Миссис Оливер также была очень мила со мной и относилась ко мне, как к собственному сыну. У нее была маленькая девочка от первого брака по имени Руби. Я знал ее еще младенцем, а сейчас она замужем и у нее дочь, которая тоже вот-вот выйдет замуж.

Едва ли не самым приятным из всего, что Джо Оливер сделал для меня в пору моей юности, был один его подарок: старый-престарый корнетна котором папа Джо играл много-много лет. Я горжусь этим корнетом и бережно храню его всю жизнь. Я играл на нем очень-очень долго, прежде чем судьба позволила мне сменить его на другой.

Корнеты были тогда намного дешевле, но новые они стоили все же около шестидесяти пяти долларов. Нужно было быть богатым музыкантом, чтобы купить инструмент за такую цену.

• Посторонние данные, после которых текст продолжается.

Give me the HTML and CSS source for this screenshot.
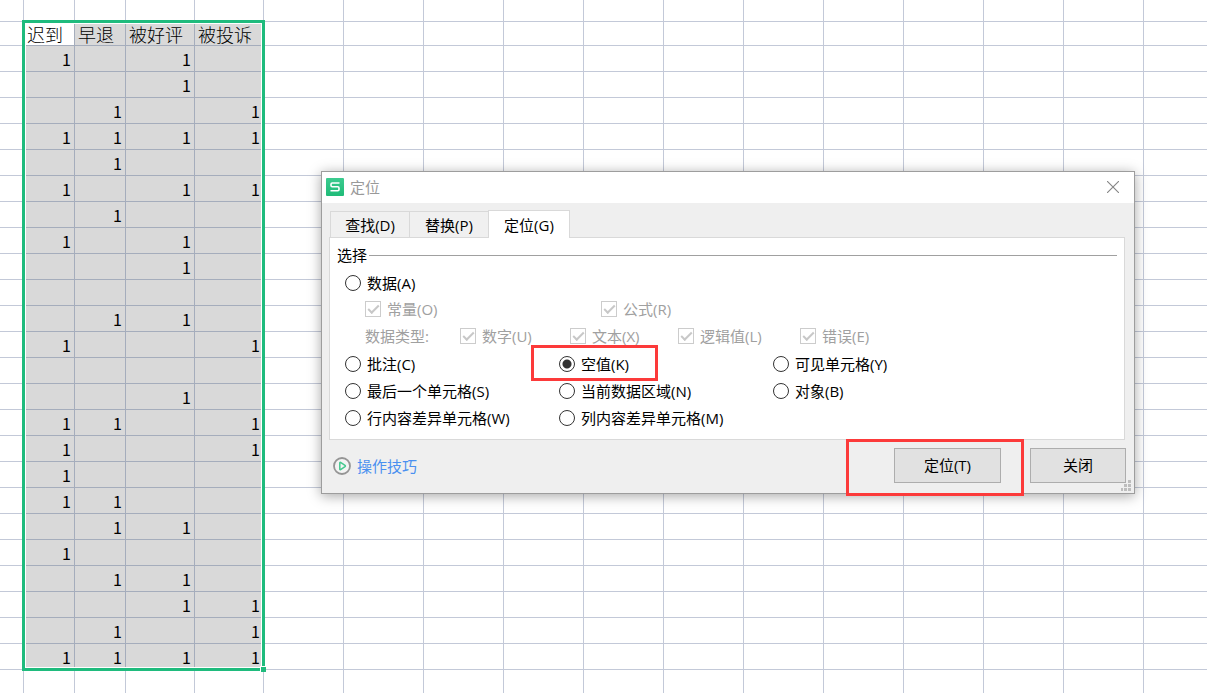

Я помню, как сияли лица таких превоклассных музыкантов, как Кид Ори, Зу Фрэнч, Джо Петит и многих других, с которыми мне приходилось играть, когда они добывали себе новый инструмент. Можно было подумать, что они получили в подарок новенький кадиллак последней марки.

Я приобрел свой первый новый корнет в рассрочку по принципу «маленький взнос сейчас, остальные потом». Каждый раз, когда мой поставщик ловил меня и начинал разговор об уплате очередного1 взноса, я отвечал ему: «Я выплачу вам все взносы потом, но будь я проклят, если я смогу заплатить хоть что-нибудь сейчас».

Корнетисты имели обыкновение закладывать свои инструменты, когда наступало затишье в похоронах, парадах, танцевальных вечерах и пикниках. Несколько раз я тоже закладывал мой корнет в ломбард и добывал под него немного денег.